Output the material word for word. Leave each picture out.

---- INFORMATION SHOWN

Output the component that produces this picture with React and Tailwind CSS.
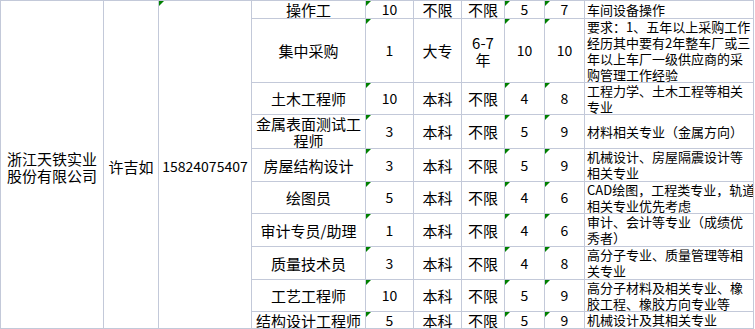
import React from 'react';

const rows = [
  { pos: ['操作工'], count: '10', edu: '不限', exp: ['不限'], min: '5', max: '7', desc: ['车间设备操作'] },
  {
    pos: ['集中采购'], count: '1', edu: '大专', exp: ['6-7', '年'], min: '10', max: '10',
    desc: ['要求：1、五年以上采购工作', '经历其中要有2年整车厂或三', '年以上车厂一级供应商的采', '购管理工作经验'],
  },
  { pos: ['土木工程师'], count: '10', edu: '本科', exp: ['不限'], min: '4', max: '8', desc: ['工程力学、土木工程等相关', '专业'] },
  { pos: ['金属表面测试工', '程师'], count: '3', edu: '本科', exp: ['不限'], min: '5', max: '9', desc: ['材料相关专业（金属方向）'] },
  { pos: ['房屋结构设计'], count: '3', edu: '本科', exp: ['不限'], min: '5', max: '9', desc: ['机械设计、房屋隔震设计等', '相关专业'] },
  { pos: ['绘图员'], count: '5', edu: '本科', exp: ['不限'], min: '4', max: '6', desc: ['CAD绘图，工程类专业，轨道', '相关专业优先考虑'] },
  { pos: ['审计专员/助理'], count: '1', edu: '本科', exp: ['不限'], min: '4', max: '6', desc: ['审计、会计等专业（成绩优', '秀者）'] },
  { pos: ['质量技术员'], count: '3', edu: '本科', exp: ['不限'], min: '4', max: '8', desc: ['高分子专业、质量管理等相', '关专业'] },
  { pos: ['工艺工程师'], count: '10', edu: '本科', exp: ['不限'], min: '5', max: '9', desc: ['高分子材料及相关专业、橡', '胶工程、橡胶方向专业等'] },
  { pos: ['结构设计工程师'], count: '5', edu: '本科', exp: ['不限'], min: '5', max: '9', desc: ['机械设计及其相关专业'] },
];

// green "number stored as text" marker
function Flag() {
  return (
    <svg className="absolute top-0 left-0" width="5" height="5" viewBox="0 0 5 5">
      <polygon points="0,0 5,0 0,5" fill="#008000" />
    </svg>
  );
}

function Cell({ children, flag, num }) {
  return (
    <div className={`relative flex flex-col items-center justify-center text-center border-r border-b border-[#c3c9d9] overflow-hidden whitespace-nowrap ${num ? 'text-[14px]' : ''}`}>
      {flag && <Flag />}
      {children}
    </div>
  );
}

function Lines({ lines }) {
  return lines.map((l, i) => <span key={i}>{l}</span>);
}

export default function App() {
  return (
    <div className="bg-white min-h-screen text-black" style={{ fontFamily: '"Noto Sans CJK SC", "Noto Sans", sans-serif' }}>
      <div className="grid w-fit grid-cols-[103px_55px_93px_114px_48px_48px_43px_40px_40px_169px] grid-rows-[18px_64px_32px_34px_33px_32px_33px_33px_32px_17px] border-l border-t border-[#c3c9d9] text-[15px] leading-[17px]">
        <div className="row-span-10 flex flex-col items-center justify-center border-r border-b border-[#c3c9d9] pt-1">
          <span>浙江天铁实业</span>
          <span>股份有限公司</span>
        </div>
        <div className="row-span-10 flex items-center justify-center border-r border-b border-[#c3c9d9] pt-1">许吉如</div>
        <div className="relative row-span-10 flex items-center justify-center border-r border-b border-[#c3c9d9] pt-1 text-[14px]">
          <Flag />
          15824075407
        </div>

        {rows.map((r, i) => (
          <React.Fragment key={i}>
            <Cell><Lines lines={r.pos} /></Cell>
            <Cell flag num>{r.count}</Cell>
            <Cell>{r.edu}</Cell>
            <Cell><Lines lines={r.exp} /></Cell>
            <Cell flag num>{r.min}</Cell>
            <Cell flag num>{r.max}</Cell>
            <div className="flex flex-col justify-center pl-[2px] border-r border-b border-[#c3c9d9] overflow-hidden whitespace-nowrap text-[13px] leading-[16px]">
              <Lines lines={r.desc} />
            </div>
          </React.Fragment>
        ))}
      </div>
    </div>
  );
}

--------

## RESULT
Output the component that produces this picture with React and Tailwind CSS.
import React from 'react';

const rows = [
  { pos: ['操作工'], count: '10', edu: '不限', exp: ['不限'], min: '5', max: '7', desc: ['车间设备操作'] },
  {
    pos: ['集中采购'], count: '1', edu: '大专', exp: ['6-7', '年'], min: '10', max: '10',
    desc: ['要求：1、五年以上采购工作', '经历其中要有2年整车厂或三', '年以上车厂一级供应商的采', '购管理工作经验'],
  },
  { pos: ['土木工程师'], count: '10', edu: '本科', exp: ['不限'], min: '4', max: '8', desc: ['工程力学、土木工程等相关', '专业'] },
  { pos: ['金属表面测试工', '程师'], count: '3', edu: '本科', exp: ['不限'], min: '5', max: '9', desc: ['材料相关专业（金属方向）'] },
  { pos: ['房屋结构设计'], count: '3', edu: '本科', exp: ['不限'], min: '5', max: '9', desc: ['机械设计、房屋隔震设计等', '相关专业'] },
  { pos: ['绘图员'], count: '5', edu: '本科', exp: ['不限'], min: '4', max: '6', desc: ['CAD绘图，工程类专业，轨道', '相关专业优先考虑'] },
  { pos: ['审计专员/助理'], count: '1', edu: '本科', exp: ['不限'], min: '4', max: '6', desc: ['审计、会计等专业（成绩优', '秀者）'] },
  { pos: ['质量技术员'], count: '3', edu: '本科', exp: ['不限'], min: '4', max: '8', desc: ['高分子专业、质量管理等相', '关专业'] },
  { pos: ['工艺工程师'], count: '10', edu: '本科', exp: ['不限'], min: '5', max: '9', desc: ['高分子材料及相关专业、橡', '胶工程、橡胶方向专业等'] },
  { pos: ['结构设计工程师'], count: '5', edu: '本科', exp: ['不限'], min: '5', max: '9', desc: ['机械设计及其相关专业'] },
];

// green "number stored as text" marker
function Flag() {
  return (
    <svg className="absolute top-0 left-0" width="5" height="5" viewBox="0 0 5 5">
      <polygon points="0,0 5,0 0,5" fill="#008000" />
    </svg>
  );
}

function Cell({ children, flag, num }) {
  return (
    <div className={`relative flex flex-col items-center justify-center text-center border-r border-b border-[#c3c9d9] overflow-hidden whitespace-nowrap ${num ? 'text-[14px]' : ''}`}>
      {flag && <Flag />}
      {children}
    </div>
  );
}

function Lines({ lines }) {
  return lines.map((l, i) => <span key={i}>{l}</span>);
}

export default function App() {
  return (
    <div className="bg-white min-h-screen text-black" style={{ fontFamily: '"Noto Sans CJK SC", "Noto Sans", sans-serif' }}>
      <div className="grid w-fit grid-cols-[103px_55px_93px_114px_48px_48px_43px_40px_40px_169px] grid-rows-[18px_64px_32px_34px_33px_32px_33px_33px_32px_17px] border-l border-t border-[#c3c9d9] text-[15px] leading-[17px]">
        <div className="row-span-10 flex flex-col items-center justify-center border-r border-b border-[#c3c9d9] pt-1">
          <span>浙江天铁实业</span>
          <span>股份有限公司</span>
        </div>
        <div className="row-span-10 flex items-center justify-center border-r border-b border-[#c3c9d9] pt-1">许吉如</div>
        <div className="relative row-span-10 flex items-center justify-center border-r border-b border-[#c3c9d9] pt-1 text-[14px]">
          <Flag />
          15824075407
        </div>

        {rows.map((r, i) => (
          <React.Fragment key={i}>
            <Cell><Lines lines={r.pos} /></Cell>
            <Cell flag num>{r.count}</Cell>
            <Cell>{r.edu}</Cell>
            <Cell><Lines lines={r.exp} /></Cell>
            <Cell flag num>{r.min}</Cell>
            <Cell flag num>{r.max}</Cell>
            <div className="flex flex-col justify-center pl-[2px] border-r border-b border-[#c3c9d9] overflow-hidden whitespace-nowrap text-[13px] leading-[16px]">
              <Lines lines={r.desc} />
            </div>
          </React.Fragment>
        ))}
      </div>
    </div>
  );
}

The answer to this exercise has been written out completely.